At the lesson level, there are supports to engage ELs in grade-level content and develop knowledge of the subject matter. These involve oral language development and reading and writing activities. The Teacher Edition and Implementation Guide outline these features. Examples include:

• Language Objective, “In addition to a content objective, each lesson has a language objective that identifies a linguistic focus of the lesson for English Learners. The language objective also identifies the Math Language Routine of the lesson.”

• Math Language Routine, “Each lesson has at least one Math Language Routine specifically designed to engage English Learners in math and language.” Math Language Routines (MLR), listed and described in the Implementation Guide include: Stronger and Clearer Each Time, Collect and Display, Critique, Correct, and Clarify, Information Gap, Co-Craft Questions and Problems, Three Reads, Compare and Connect, Discussion Supports.

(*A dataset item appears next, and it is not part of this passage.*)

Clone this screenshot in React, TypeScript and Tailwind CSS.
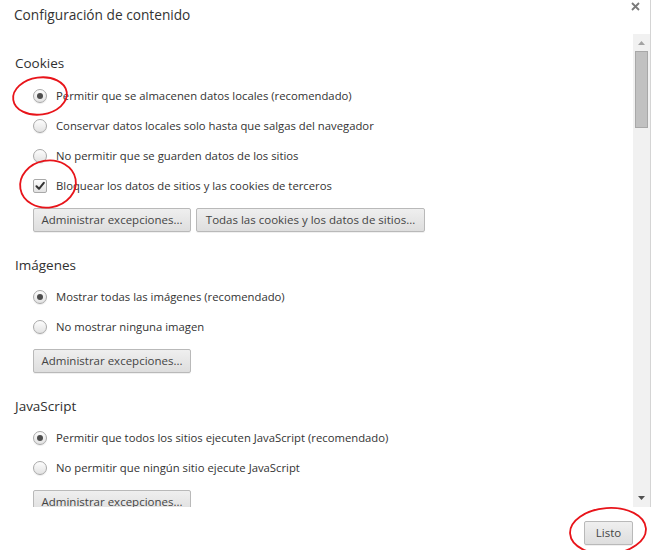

• English Learner Scaffolds, “English Learner Scaffolds provide teachers with scaffolded instruction to help students make meaning of math vocabulary, ideas, and concepts in context. The three levels of scaffolding within each lesson - Entering/Emerging, developing/Expanding, and Bridging/Reaching are based on the 5 proficiency levels of the WIDA English Language development Standards. With these three levels, teachers can scaffold instruction to the appropriate level of language proficiency of their students.”

• Language of Math, ”The Language of Math feature promotes the development of key vocabulary terms that support how we talk about and think about math in the context of the lesson content.”

• Number Routines such as “Would You Rather?” or “Math Pictures” and Sense-Making Routines such as “Notice and Wonder” or “Which Doesn’t Belong?” provide opportunities to develop and strengthen number sense and problem solving through discussion or written responses.

Most materials are available in Spanish such as the Student Edition, Student Practice Book (print), Student eBook, Math Replay Videos, eGlossary, and Family Letter (digital).

The materials reviewed for Reveal Math Grade 1 meet expectations for providing manipulatives, both virtual and physical, that are accurate representations of the mathematical objects they represent, and when appropriate, are connected to written methods.

Physical manipulatives needed for each unit and lesson can be found in the Teacher Edition, Unit Planner, at the beginning of each unit under “Materials to Gather”. Each lesson also identifies needed materials in the “Materials” section on the first page of each lesson.

Virtual manipulatives can be found online under “e-Toolkit”. Manipulatives are used throughout the program to help students develop a concept or explain their thinking. They are used to develop conceptual understanding and connect concrete representations to a written method.